Installing a 220V Intex electric heater in the US

ioinva

Well-known member
Jun 3, 2020
72
VA
Other than the trusty 24' heating solar panel, I have not seen a viable option to heat our pool, and I would really love to be able to extend the season another month or so. I did purchase an Intex Solar heater, but these things are made for the European/Asian market and require a 220V plug and use 3kW.

Or, could I plug it into a washer/dryer 240V outlet?

The frequency is also different between the two standards... 59Hz in Europe vs. 60Hz in the US.

Has anyone successfully installed one of these?

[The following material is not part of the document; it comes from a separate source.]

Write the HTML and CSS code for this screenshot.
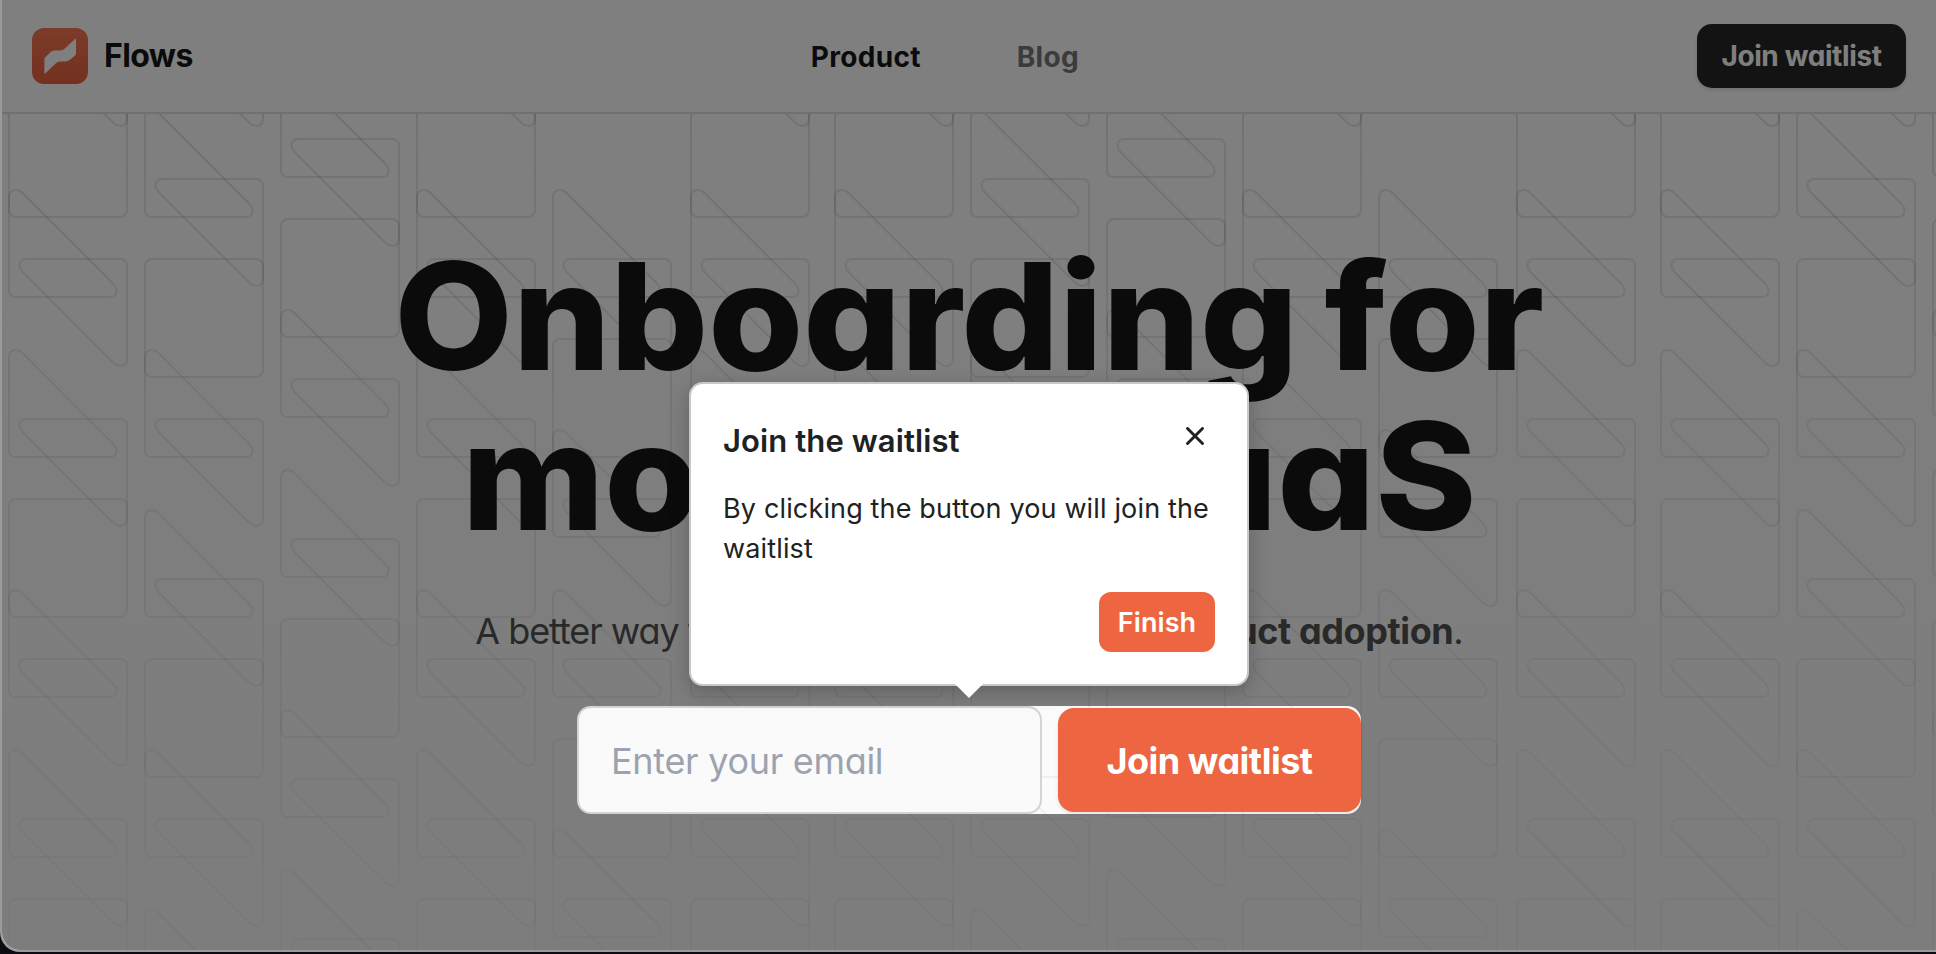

I am looking into this because all other electric options are unsafe around soft-wall pool. Intex appliances are double-insulated, making them ok to use around this kind of pool. The plan would be to inline it with my solar heater for a boost, and to build a by-pass for when not in use. My solar heater runs on the original pump that came with the 16ft/48" pool, separate from the sand filter running through a separate and upgraded pump. So that little 1000GPH pump would be powering the flow through both this heater and the solar 24' panel.1724073507252.png
 
You can try it if you have a 240V 20 AMP GFCI protected circuit that you can safely plug it into.

Heaters should not be sensitive to the different AC frequency.

Worst case you may burn the thing up.
 
They use entirely different plugs, and it is illegal to wire one countries system into another. Maybe you can find an adapter plug?
Frequency should not matter unless this has a motor. As this is a resistive load (eg: a heating element), you'll probably be OK.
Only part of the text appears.